Les décalages inflationnistes sont probablement plus longs dans la zone euro, ce qui devrait contraindre la Banque centrale européenne (BCE) à poursuivre son cycle de relèvement plus longtemps que la Fed. L'inflation en Europe accuse un retard d'environ deux trimestres sur celle des États-Unis en ce qui concerne les prix, et plus long encore au niveau des salaires. La hausse des prix du gaz, l'affaiblissement de la devise et la plus grande rigidité du marché du travail sont autant de facteurs suggérant une période plus longue d'inflation élevée en Europe. Par conséquent, un taux directeur terminal de 3,5 % à 4 % au niveau de la BCE nous semble raisonnable.
Enfin, les régions qui dépendent moins des prêts hypothécaires à taux fixe et de longue durée pour financer l'achat de logements, comme le Canada, la Nouvelle-Zélande et l'Australie, sont moins touchées par les problèmes qui affectent les banques régionales américaines. La transmission de la politique monétaire y fonctionne en augmentant les coûts des ménages par le biais d'une répercussion plus importante des taux directs. Néanmoins, la dépendance de la Nouvelle-Zélande et de l'Australie à l'égard des financements extérieurs et les liens commerciaux étroits du Canada avec les États-Unis augmentent le risque de contagion. L'économie japonaise, quant à elle, est relativement isolée, et nous continuons de penser que la Banque du Japon se départira de sa politique de contrôle de la courbe des taux.
Politique fiscale et réglementation : l'accent mis sur l'aléa moral ?
Compte tenu d'une inflation toujours élevée, d'une dette publique importante et de la conviction largement répandue selon laquelle la réponse à la pandémie est à l'origine de l'environnement inflationniste actuel, il est peu probable qu'une nouvelle réponse budgétaire de grande ampleur soit apportée aux tensions bancaires supplémentaires et aux risques croissants de récession, à moins que les implications économiques ne soient claires et graves. Les réponses politiques interviendront sans doute avec un temps de décalage et de manière moins incisive.

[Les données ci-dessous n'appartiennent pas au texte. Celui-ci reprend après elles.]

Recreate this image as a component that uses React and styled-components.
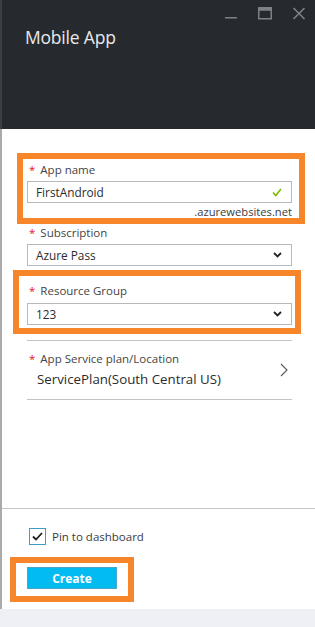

C'est particulièrement vrai aux États-Unis, où la pression politique pourrait renforcer la rigueur de la mise en œuvre des réglementations bancaires par la Fed, en particulier en dehors des plus grandes banques d'importance systémique, ce qui limiterait les prêts. La Fed pourrait également renforcer les normes réglementaires applicables aux grandes banques régionales lorsque cela est possible.
En outre, dans un gouvernement américain divisé, il sera probablement difficile pour le Congrès d'adopter à titre préventif une législation (même temporaire) visant à rétablir la confiance dans le secteur bancaire, par exemple en relevant les plafonds d'assurance de la Federal Deposit Insurance Corporation (FDIC). Si d'autres petites banques venaient à faire faillite, nous pensons que la FDIC et la Fed invoqueraient l'exception relative au risque systémique pour créer un programme d'assurance des dépôts de ces banques.
Si la politique budgétaire a été quelque peu assouplie en Europe et au Royaume-Uni – dans le but de protéger les entreprises et les ménages contre la hausse des prix de l'énergie et de répondre aux programmes de subvention « verts » instaurés par la loi américaine sur la réduction de l'inflation –, l'inflation élevée et la dette publique sont également susceptibles de limiter toute réponse budgétaire dans ces pays.